Requirements:
From the listing below, pull out all lines with "React" in them.

Material for this exercise:

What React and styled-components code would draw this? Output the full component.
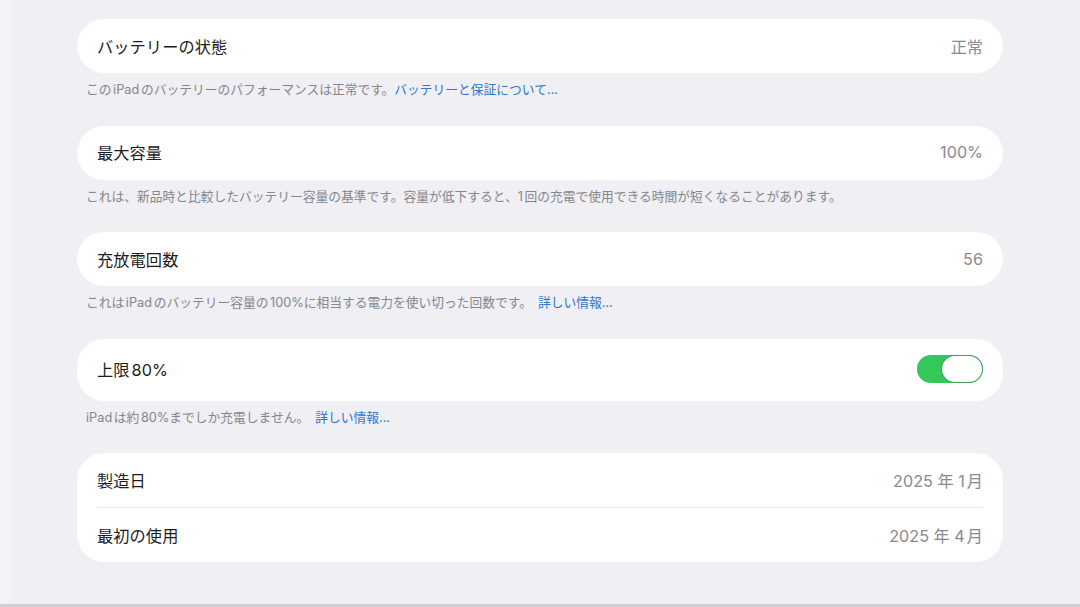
==
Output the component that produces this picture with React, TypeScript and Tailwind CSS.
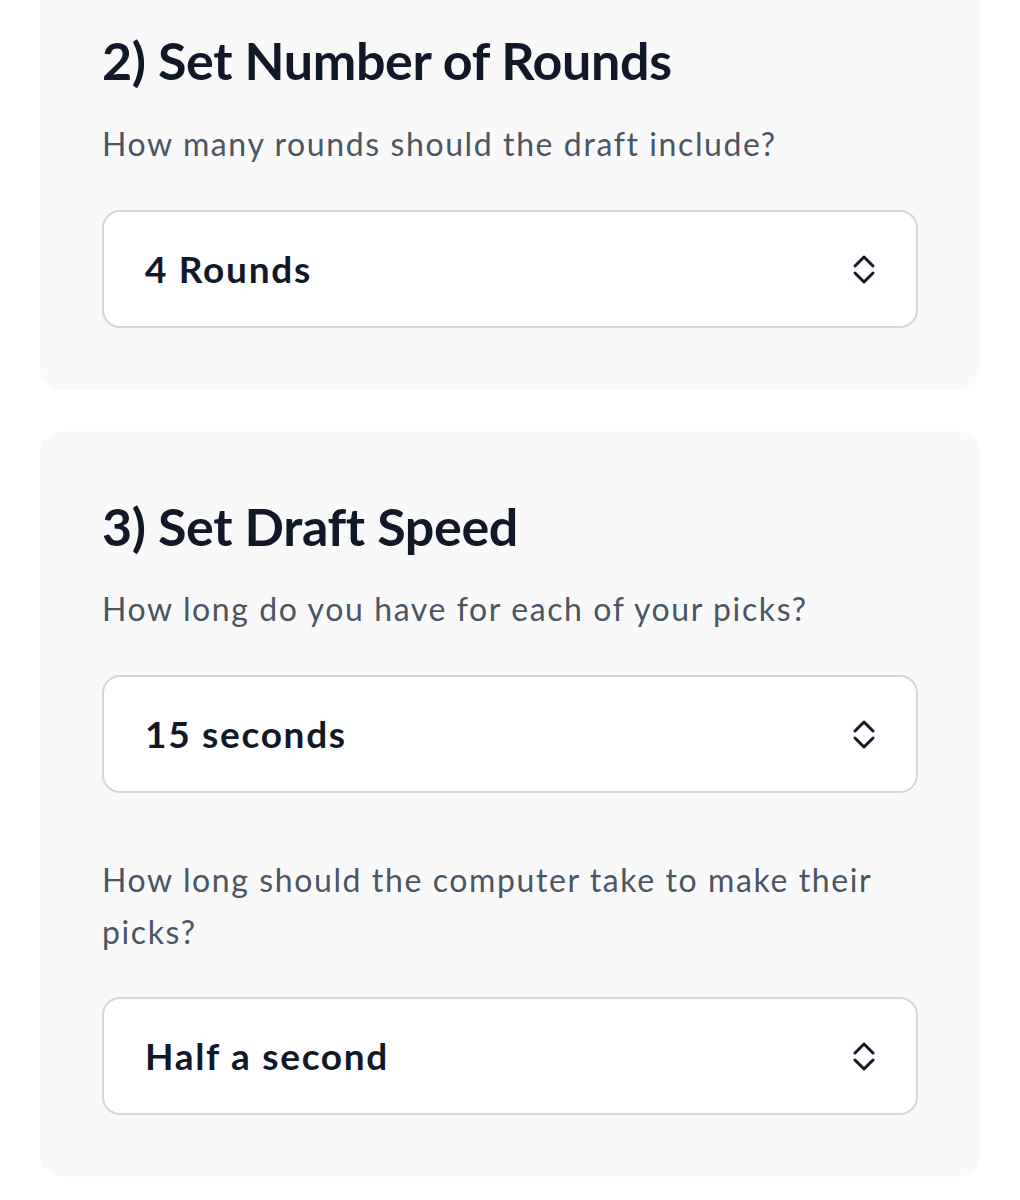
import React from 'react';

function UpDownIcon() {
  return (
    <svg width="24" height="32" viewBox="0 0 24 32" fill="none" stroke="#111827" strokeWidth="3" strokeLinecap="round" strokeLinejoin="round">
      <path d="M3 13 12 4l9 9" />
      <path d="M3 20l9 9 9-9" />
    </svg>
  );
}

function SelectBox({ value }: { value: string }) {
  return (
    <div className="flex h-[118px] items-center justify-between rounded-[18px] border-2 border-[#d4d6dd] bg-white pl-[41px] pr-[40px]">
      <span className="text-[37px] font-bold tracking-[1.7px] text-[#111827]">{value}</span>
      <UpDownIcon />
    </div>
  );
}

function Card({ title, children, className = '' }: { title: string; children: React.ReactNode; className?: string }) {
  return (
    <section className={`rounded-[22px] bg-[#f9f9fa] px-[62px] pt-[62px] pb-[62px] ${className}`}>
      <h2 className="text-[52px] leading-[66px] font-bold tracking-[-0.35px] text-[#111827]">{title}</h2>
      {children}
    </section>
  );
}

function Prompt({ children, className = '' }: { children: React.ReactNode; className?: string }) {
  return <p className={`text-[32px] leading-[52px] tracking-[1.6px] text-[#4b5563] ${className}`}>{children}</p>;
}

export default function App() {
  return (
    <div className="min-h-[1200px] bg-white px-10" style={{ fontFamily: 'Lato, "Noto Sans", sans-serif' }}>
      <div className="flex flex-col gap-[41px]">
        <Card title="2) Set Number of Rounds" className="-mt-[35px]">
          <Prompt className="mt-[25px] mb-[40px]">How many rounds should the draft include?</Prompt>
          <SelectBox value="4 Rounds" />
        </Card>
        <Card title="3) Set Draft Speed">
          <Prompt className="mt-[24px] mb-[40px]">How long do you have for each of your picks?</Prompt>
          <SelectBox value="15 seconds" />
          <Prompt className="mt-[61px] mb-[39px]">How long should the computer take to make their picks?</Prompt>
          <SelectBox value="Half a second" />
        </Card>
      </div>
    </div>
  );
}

Result:
What React and styled-components code would draw this? Output the full component.
Output the component that produces this picture with React, TypeScript and Tailwind CSS.
import React from 'react';
function Card({ title, children, className = '' }: { title: string; children: React.ReactNode; className?: string }) {
function Prompt({ children, className = '' }: { children: React.ReactNode; className?: string }) {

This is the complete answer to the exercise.